Connection Between Cleft Lip and Cleft Palate
Cleft lip and cleft palate are both birth defects of the mouth. The combination of cleft lip and cleft palate is one of the most common birth defects. Although research continues on specific causes of cleft lip and cleft palate, they may result from sporadic or inherited genetic mutations or from certain maternal environmental exposures (for example, from smoking) during pregnancy.
Both of these birth defects form early in fetal development and can occur independently of each other (isolated) or in combination.
Cleft lip is one or more splits (clefts) in the upper lip. Cleft lip can range from a small indentation in the lip to a split in the lip that may extend up into one or both nostrils. Cleft lip develops in about the sixth to eighth week of gestation, when structures in the upper jaw do not fuse properly and the upper lip does not completely merge. Sometimes the nasal cavity, palate, and upper teeth are also affected.

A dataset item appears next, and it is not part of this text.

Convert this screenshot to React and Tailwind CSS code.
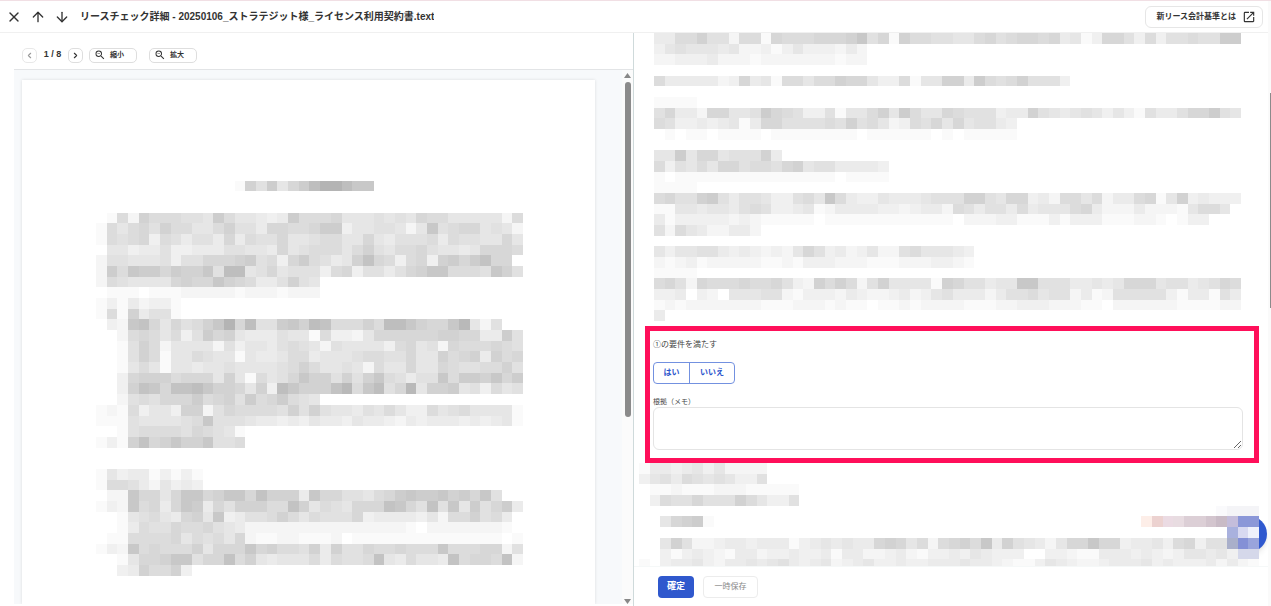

Cleft palate is an opening in the roof of the mouth that develops when the bones and tissues do not completely join during fetal growth, sometime between the seventh and twelfth weeks of gestation. The severity and type of cleft palate vary according to where the cleft occurs on the palate and whether all the layers of the palate are affected. A mild form of cleft palate may not be visible because tissue covers the cleft. A complete cleft palate involves all layers of tissue of the soft palate, extends to and includes the hard palate, and may continue to the lip and nose. Sometimes problems linked with cleft palate also include deformities of the nasal cavities and/or the partition separating them (septum).
Cleft lip, whether isolated or occurring with cleft palate, is more common in males; isolated cleft palate occurs more often in females. Cleft palate—with or without cleft lip—is sometimes linked with other health conditions, such as fetal alcohol syndrome or chromosomal syndromes like trisomy 13 and 18.